Hukuman Mati dan Orang Pinter

Bagikan/Suka/Tweet:
Kuss Indarto
“Kok sekarang banyak orang pinter, tapi lupa pakai ‘roso’ (rasa, perasaan) ya, mas?” ungkap seorang bapak yang tampak mulai rapuh tubuhnya. Kami tak sengaja bertemu di sebuah warung angkringan di pinggir jalan.
“Lha kenapa to, pak?”tanyaku balik, sembari nyeruput teh manis.
“Mosok menghukum mati dianggap bodoh, salah total, dan ketinggalan jaman!” seru si bapak sembari makan nasi kucing dengan lahap.
“Lha kenapa to, pak?” tanyaku hati-hati.
“Belum pernah sih orang-orang pinter itu merasakan seperti saya. Saya sudah hampir 60 tahun, seharusnya sudah banyak santai di rumah, melihat anak-anak hidup nyaman, momong cucu, atau reunian dengan teman lama. Tapi malah sebaliknya,” si bapak mulai curhat.
“Memangnya ada apa to, pak?” lagi-lagi, aku harus hati-hati.
“Ya, anak saya tiga, hancur semua hidupnya karena narkoba! Anak pertama yang memulai sebagai pemakai lalu pengedar. Adiknya lalu ketularan. Seluruh kebaikan yang saya tanamkan dan ajarkan sejak kecil, hilang dipengaruhi orang luar yang mengiming-imingi narkoba dan uang…”
Aku mulai paham duduk perkaranya.
“Anak ketiga, perempuan, kawin dengan bandar narkoba kecil-kecilan yang adalah juga teman kakak-kakaknya. Tapi mereka cerai setelah suaminya ditangkap dan dipenjara. Anak pertama saya juga sempat ditangkap dan dipenjara beberapa bulan. Anak nomer dua lolos, tapi hidupnya seperti tidak aman dan nyaman.”
“Terus, perkembangannya sekarang gimana, pak?” tanyaku.
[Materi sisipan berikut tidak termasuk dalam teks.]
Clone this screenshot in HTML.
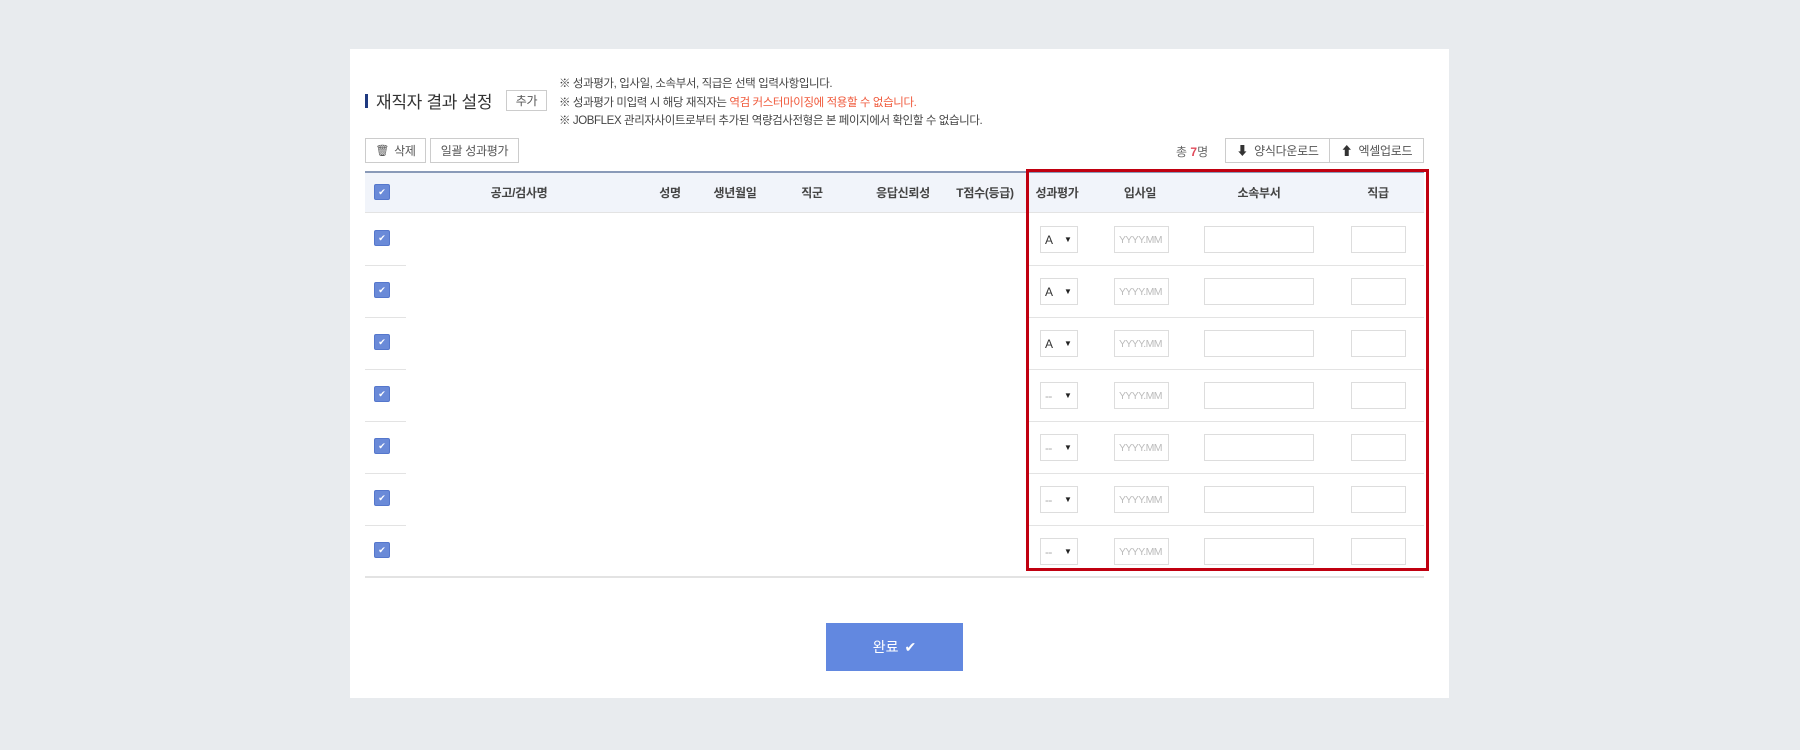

“Hidup kami seperti mandeg. Saya dan istri sudah menua, tapi harus tetap bekerja keras hanya untuk makan. Masih untung kami masih punya rumah. Tapi, anak-anak kami seperti seperti tak berkembang. Bahkan makan pun sering menumpang kami yang sudah tua bangka. Mereka hidup, tapi tidak memberi kehidupan bagi kami, lahir dan batin. Mereka terlihat sehat, tapi kurang menyehatkan jiwa dan raga kami sebagai orang tua yang punya harapan besar akan kehidupan mereka yang lebih baik. Mereka sekilas terlihat baik, tapi kurang bisa membawa nama baik keluarga, lahir dan batin,” tutur si bapak sembari menyeka air mata.
Teh manis coba kuteguk, tapi seperti tercekat di tenggorokan.
“Coba, mas, sampeyan apa tidak panas hati ketika anak-anak kami sudah tak banyak memiliki masa depannya sendiri, tapi orang-orang yang menjerumuskannya masih bisa bebas. Tertawa. Mungkin mereka pernah ketangkap, tapi dengan mudah sudah bisa keluar bebas dan mencari anak-anak muda lain untuk bekerja padanya jadi kurir atau apalah namanya.”
Saya kesulitan untuk berkomentar.
“Maaf ya, mas, saya pamit. Mau kerja serabutan lagi, biar besok saya dan istri bisa makan. Saya orang bodoh yang tak bisa bicara seperti orang-orang itu. Tapi saya hanya punya “roso”, perasaan. Saya masih gagal untuk bisa menobatkan anak-anak saya. Apa para orang tua bandar narkoba itu juga gagal menobatkan anaknya ya? Apa orang-orang pinter itu bisa menobatkan juga?”
Si bapak berlalu bersama sepeda motor tua dan bututnya. Aku hanya bisa diam. Semoga masih ada harapan untuk kebaikan keluarga panjenengan, nggih pak!